T1: Connected and Autonomous Electric Vehicle: From Modelling to Energy Efficiency Optimization
Co-organizer: Sousso Kelouwani, Université du Québec à Trois-Rivières (UQTR), Canada
Co-organizer: Marie Hébert, Université du Québec à Trois-Rivières (UQTR), Canada
Abstract: Powertrain electrification is one of the promising ways to reduce greenhouse emissions from fossil fuels. Also, the development of autonomous driving systems for vehicles is gaining a lot of interest in the scientific community. The convergence of electric powertrain and autonomous driving will open new opportunities to improve significantly the energy efficiency of the vehicle (battery vehicle) whilst decreasing road accidents. However, these two topics (powertrain electrification and autonomous driving) are still discussed separately. To accelerate their convergence, a unified modelling and system optimization need to be carried out.
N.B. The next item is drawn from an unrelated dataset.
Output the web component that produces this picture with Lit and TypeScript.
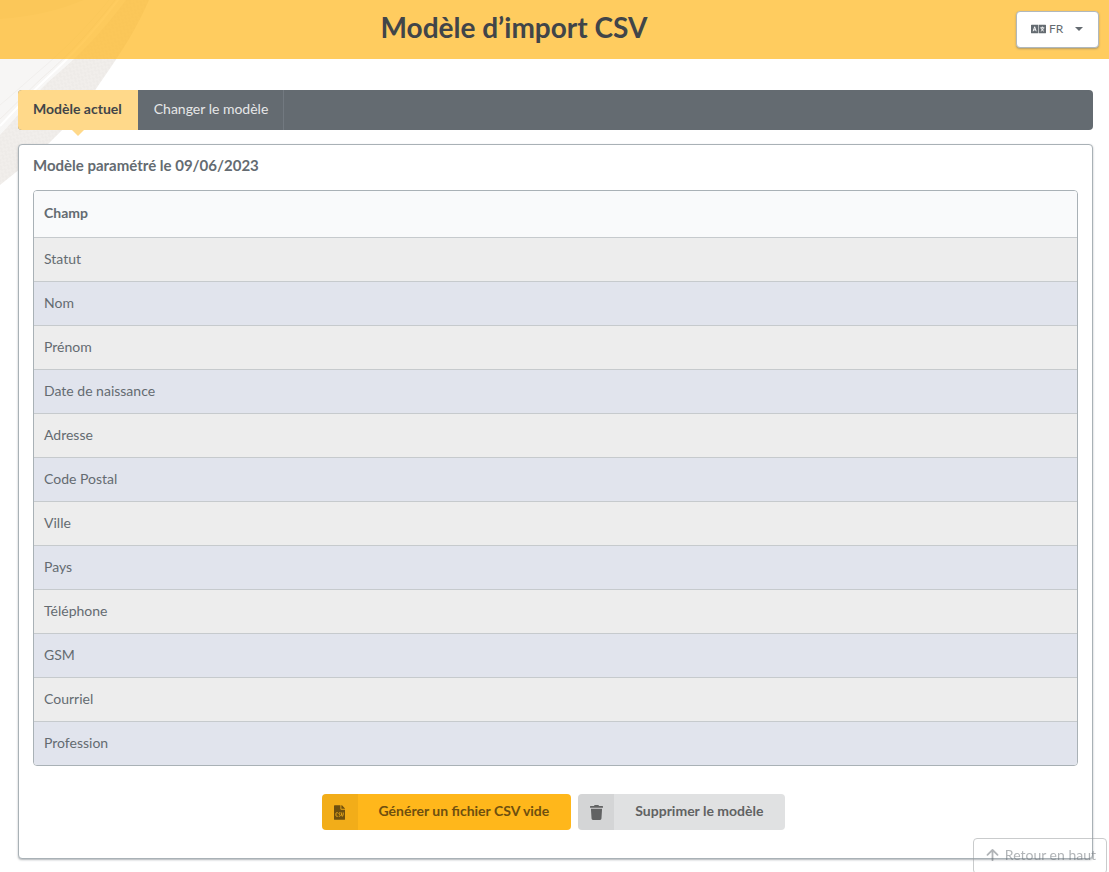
import { LitElement, html, css, svg } from "lit";
import { customElement, state } from "lit/decorators.js";
import { classMap } from "lit/directives/class-map.js";

const FIELDS = [
  "Statut",
  "Nom",
  "Prénom",
  "Date de naissance",
  "Adresse",
  "Code Postal",
  "Ville",
  "Pays",
  "Téléphone",
  "GSM",
  "Courriel",
  "Profession",
];

const TABS = ["Modèle actuel", "Changer le modèle"];

const languageIcon = html`<svg class="icon-lang" viewBox="0 0 640 512" aria-hidden="true">
  <path fill="currentColor" d="M24 76h288v360H24c-13 0-24-11-24-24V100c0-13 11-24 24-24zM616 76H336v360h280c13 0 24-11 24-24V100c0-13-11-24-24-24z" />
  <path fill="none" stroke="#fff" stroke-width="40" d="M92 352l64-192 64 192M112 292h88M396 206h172M482 152v54M440 226c12 50 52 96 106 120M526 226c-12 50-52 96-106 120" />
</svg>`;

const csvIcon = html`<svg class="icon-file" viewBox="0 0 384 512" aria-hidden="true">
  <path fill="currentColor" d="M224 136V0H24C11 0 0 11 0 24v464c0 13 11 24 24 24h336c13 0 24-11 24-24V160H248c-13 0-24-11-24-24zM384 122v6H256V0h6c6 0 12 3 17 7l98 98c4 5 7 11 7 17z" />
  <path class="csv-mark" fill="none" stroke-width="32" d="M132 264H96q-28 0-28 28v68q0 28 28 28h36M224 264h-28q-26 0-26 28 0 22 24 32 26 10 26 34 0 30-26 30h-28M258 256v50q4 50 32 84 28-34 32-84v-50" />
</svg>`;

const trashIcon = html`<svg class="icon-trash" viewBox="0 0 448 512" aria-hidden="true">
  <path fill="currentColor" d="M432 32H312l-9-19A24 24 0 0 0 281 0H167a24 24 0 0 0-22 13l-9 19H16A16 16 0 0 0 0 48v32a16 16 0 0 0 16 16h416a16 16 0 0 0 16-16V48a16 16 0 0 0-16-16zM32 128l21 339a48 48 0 0 0 48 45h246a48 48 0 0 0 48-45l21-339z" />
</svg>`;

const arrowUpIcon = html`<svg class="icon-up" viewBox="0 0 448 512" aria-hidden="true">
  <path fill="none" stroke="currentColor" stroke-width="66" stroke-linecap="round" stroke-linejoin="round" d="M40 252L224 68l184 184M224 76v368" />
</svg>`;

const backdrop = svg`
  <defs>
    <linearGradient id="plate" x1="0" y1="0" x2="1" y2="1">
      <stop offset="0" stop-color="#f7f6f5" />
      <stop offset="0.45" stop-color="#f7f6f5" />
      <stop offset="0.75" stop-color="#fbfbfb" />
    </linearGradient>
    <pattern id="weave" width="5" height="5" patternUnits="userSpaceOnUse" patternTransform="rotate(35)">
      <rect width="5" height="5" fill="#f1eeeb" />
      <path d="M0 1h3M2 3h3" stroke="#ece8e5" />
    </pattern>
  </defs>
  <path fill="url(#weave)" d="M0 0H149C138 26 122 52 100 83C80 114 50 146 0 185Z" />
  <path fill="url(#plate)" d="M0 0H126C102 32 78 57 48 82C30 100 14 120 0 135Z" />
  <path fill="none" stroke="#f0edea" stroke-width="1" d="M115 0C92 29 70 54 42 78C27 92 12 108 0 119" />
  <path fill="none" stroke="#ffffff" stroke-width="2" d="M118 0C96 29 73 55 45 80C29 95 13 112 0 126" />
  <path fill="none" stroke="#f1efed" stroke-width="1" d="M109 0C88 26 64 50 38 72C24 84 11 96 0 105" />
  <path fill="#f1eeea" d="M0 0H84C60 10 32 17 0 19Z" />
`;

@customElement("app-root")
export class AppRoot extends LitElement {
  @state() private activeTab = 0;

  static styles = css`
    :host {
      display: block;
      position: relative;
      min-height: 100vh;
      overflow: hidden;
      background: #fff;
      color: #646b71;
      font: 14px/20px Lato, "Liberation Sans", sans-serif;
      box-sizing: border-box;
    }
    * {
      box-sizing: border-box;
    }
    button {
      font: inherit;
      cursor: pointer;
    }
    .backdrop {
      position: absolute;
      top: 0;
      left: 0;
      width: 160px;
      height: 190px;
    }
    header {
      position: relative;
      display: flex;
      align-items: center;
      height: 59px;
      padding: 0 10px 0 12px;
      background: rgba(255, 183, 27, 0.7);
    }
    h1 {
      flex: 1;
      margin: 0;
      padding-bottom: 6px;
      text-align: center;
      font-size: 28px;
      line-height: 36px;
      font-weight: 700;
      color: #414549;
    }
    .lang {
      display: flex;
      align-items: center;
      width: 83px;
      height: 37px;
      padding: 0 15px 2px 14px;
      border: 1px solid #b0b8bd;
      border-radius: 4px;
      background: #fff;
      box-shadow: 0 1px 2px rgba(100, 107, 113, 0.5);
      color: #646b71;
      font-size: 12px;
    }
    .icon-lang {
      width: 15px;
      height: 12px;
      margin-right: 3px;
    }
    .caret {
      margin-left: auto;
      border: 4px solid transparent;
      border-top-color: currentColor;
      border-bottom: 0;
    }
    main {
      position: relative;
      padding: 31px 16px 13px 18px;
    }
    .tabs {
      display: flex;
      height: 40px;
      border-radius: 4px;
      background: #646b71;
    }
    .tab {
      position: relative;
      padding: 0 15px 2px;
      border: 0;
      border-right: 1px solid #727980;
      background: none;
      color: #e6e7e8;
    }
    .tab + .tab {
      padding-left: 16px;
    }
    .tab.active {
      border-color: #ffd98a;
      border-radius: 4px 0 0 4px;
      background: #ffd98a;
      color: #414549;
      font-weight: 700;
    }
    .tab.active::after {
      content: "";
      position: absolute;
      top: 100%;
      left: 50%;
      margin-left: -5px;
      border: 6px solid transparent;
      border-top-color: #ffd98a;
      border-bottom: 0;
    }
    .card {
      margin-top: 14px;
      padding: 10px 14px 28px;
      border: 1px solid #a9b1b6;
      border-radius: 4px;
      background: #fff;
      box-shadow: 0 1px 2px rgba(100, 107, 113, 0.5);
    }
    h2 {
      margin: 0 0 15px;
      font-size: 15px;
      line-height: 20px;
      font-weight: 700;
    }
    table {
      width: 100%;
      border: 1px solid #a9b1b6;
      border-radius: 4px;
      border-spacing: 0;
      overflow: hidden;
    }
    th,
    td {
      height: 44px;
      padding: 0 10px 2px;
      text-align: left;
      vertical-align: middle;
      border-top: 1px solid #c6cacd;
      background: #ededed;
    }
    th {
      height: 46px;
      border: 0;
      background: #f9fafb;
      font-weight: 700;
    }
    tr:nth-child(even) td {
      background: #e1e4ed;
    }
    .actions {
      display: flex;
      flex-wrap: wrap;
      justify-content: center;
      gap: 7px;
      margin-top: 28px;
      padding-right: 4px;
    }
    .action {
      display: flex;
      align-items: stretch;
      height: 36px;
      padding: 0;
      border: 0;
      border-radius: 4px;
      overflow: hidden;
      font-weight: 700;
    }
    .action .mark {
      display: grid;
      place-items: center;
      width: 36px;
      background: rgba(0, 0, 0, 0.05);
    }
    .action .label {
      padding: 7px 22px 7px 21px;
    }
    .primary {
      background: #ffb71b;
      color: #6e4f0f;
    }
    .secondary {
      background: #e0e1e2;
      color: #616263;
    }
    .icon-file {
      width: 11px;
      height: 15px;
    }
    .csv-mark {
      stroke: #f2ae1a;
    }
    .icon-trash {
      width: 13px;
      height: 15px;
    }
    .top {
      position: fixed;
      right: 2px;
      bottom: -2px;
      display: flex;
      align-items: center;
      height: 36px;
      padding: 0 10px 2px 12px;
      border: 1px solid #939799;
      border-radius: 4px;
      background: none;
      color: #646b71;
      opacity: 0.5;
      text-decoration: none;
    }
    .icon-up {
      width: 13px;
      height: 14px;
      margin-right: 6px;
    }
  `;

  render() {
    return html`
      <svg class="backdrop" viewBox="0 0 160 190" aria-hidden="true">${backdrop}</svg>
      <header>
        <h1>Modèle d’import CSV</h1>
        <button class="lang" aria-haspopup="listbox">
          ${languageIcon}<span>FR</span><span class="caret"></span>
        </button>
      </header>
      <main>
        <nav class="tabs">
          ${TABS.map(
            (label, i) => html`<button
              class=${classMap({ tab: true, active: this.activeTab === i })}
              @click=${() => (this.activeTab = i)}
            >${label}</button>`
          )}
        </nav>
        <section class="card">
          <h2>Modèle paramétré le 09/06/2023</h2>
          <table>
            <thead>
              <tr><th scope="col">Champ</th></tr>
            </thead>
            <tbody>
              ${FIELDS.map((field) => html`<tr><td>${field}</td></tr>`)}
            </tbody>
          </table>
          <div class="actions">
            <button class="action primary">
              <span class="mark">${csvIcon}</span><span class="label">Générer un fichier CSV vide</span>
            </button>
            <button class="action secondary">
              <span class="mark">${trashIcon}</span><span class="label">Supprimer le modèle</span>
            </button>
          </div>
        </section>
      </main>
      <a class="top" href="#">${arrowUpIcon}<span>Retour en haut</span></a>
    `;
  }
}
Nowadays and without autonomous driving, some significant progress has been done in order to optimize the use of onboard electric energy for short trips (i.e. commuting trips). However, the global energy efficiency and the battery lifespan preservation need more investigations over a long trip (i.e. the trip length exceeds the available vehicle autonomy). Indeed, the overall trip duration is extended with the battery charging time, and obviously, letting the battery to be depleted heavily (high values of depth-of-discharge) before stopping for charging can help to reduce this trip duration. But the battery lifespan is negatively affected by these depth-of-discharges. Stopping often in order to charge the battery and prevent a high depth-of-discharge will potentially increase the overall trip duration. Therefore, a trade-off must be found between preserving the battery lifespan and keeping reasonable the trip duration whilst improving globally the efficiency.
This technical tutorial will start by introducing some well-known models for autonomous driving and an electric vehicle (battery vehicle). Then, using the convex optimization framework, we will discuss a method to use autonomous driving capability to increase energy efficiency, for urban and highway driving conditions (with and without traffic).
Holder of the Canada Research Chair in Energy Optimization of Intelligent Transport Systems and Holder of the Noovelia Research Chair in Intelligent Navigation of Autonomous Industrial Vehicles, Sousso Kelouwani received his Ph.D. in robotics systems from Ecole Polytechnique de Montreal in 2011 and completed a postdoctoral internship on fuel cell hybrid electric vehicles at the Université du Québec à Trois-Rivières (UQTR) in 2012. He developed expertise in the optimization and the intelligent control of vehicular applications. In 2019, his team received the 1st Innovation Prize in partnership with DIVEL, awarded by the Association des Manufacturiers de la Mauricie et Center-du-Québec for the development of an autonomous and natural navigation system. In 2017, he received the Environment Prize at the Gala des Grands Prix d’excellence en transport from the Association québécoise du Transport (AQTr) for the development of hydrogen range extenders for electric vehicles.
Full Professor of Mechatronics in the Department of Mechanical Engineering since 2017 and a member of the Hydrogen Research Institute, he holds 4 patents in the United States and Canada, in addition to having published more than 100 scientific articles. Prof. Kelouwani was co-president of the technical committees of the IEEE International Conferences on Vehicular Power and Propulsion in Chicago (USA, 2018) and in Hanoi (Vietnam, 2019). His research interests focus on optimizing energy systems for vehicle applications, advanced driver assistance techniques, and intelligent vehicle navigation taking into account winter climatic conditions. Winner of the Canada General Governor Gold Medal in 2003, he is a member of the Order of Engineers of Quebec.
Assistant professor at the Université du Québec at Trois-Rivières (UQTR) in the Department of mechanical engineering, Marie Hébert received her Ph.D. in Mechanical and Mechatronics engineering from the University of Waterloo in 2020. She developed her expertise in mechatronics and fluid dynamics. As a member of the Hydrogen Research Institute, she is actively involved in projects for the electrification of various vehicles with fuel cell systems. Her research interests include multiphysics systems, modelling, fuel cell systems, fluid dynamics, control, optimization of fluid supply, and microfluidics. She was awarded the Mechanical engineering medal in 2016 from Concordia University. She has also been the recipient of several scholarships such as the Nanofellowship from the Waterloo Institute for Nanotechnology, and the Canada Graduate Scholarships – Doctoral (CGS D) from the Natural Sciences and Engineering Research Council of Canada (NSERC).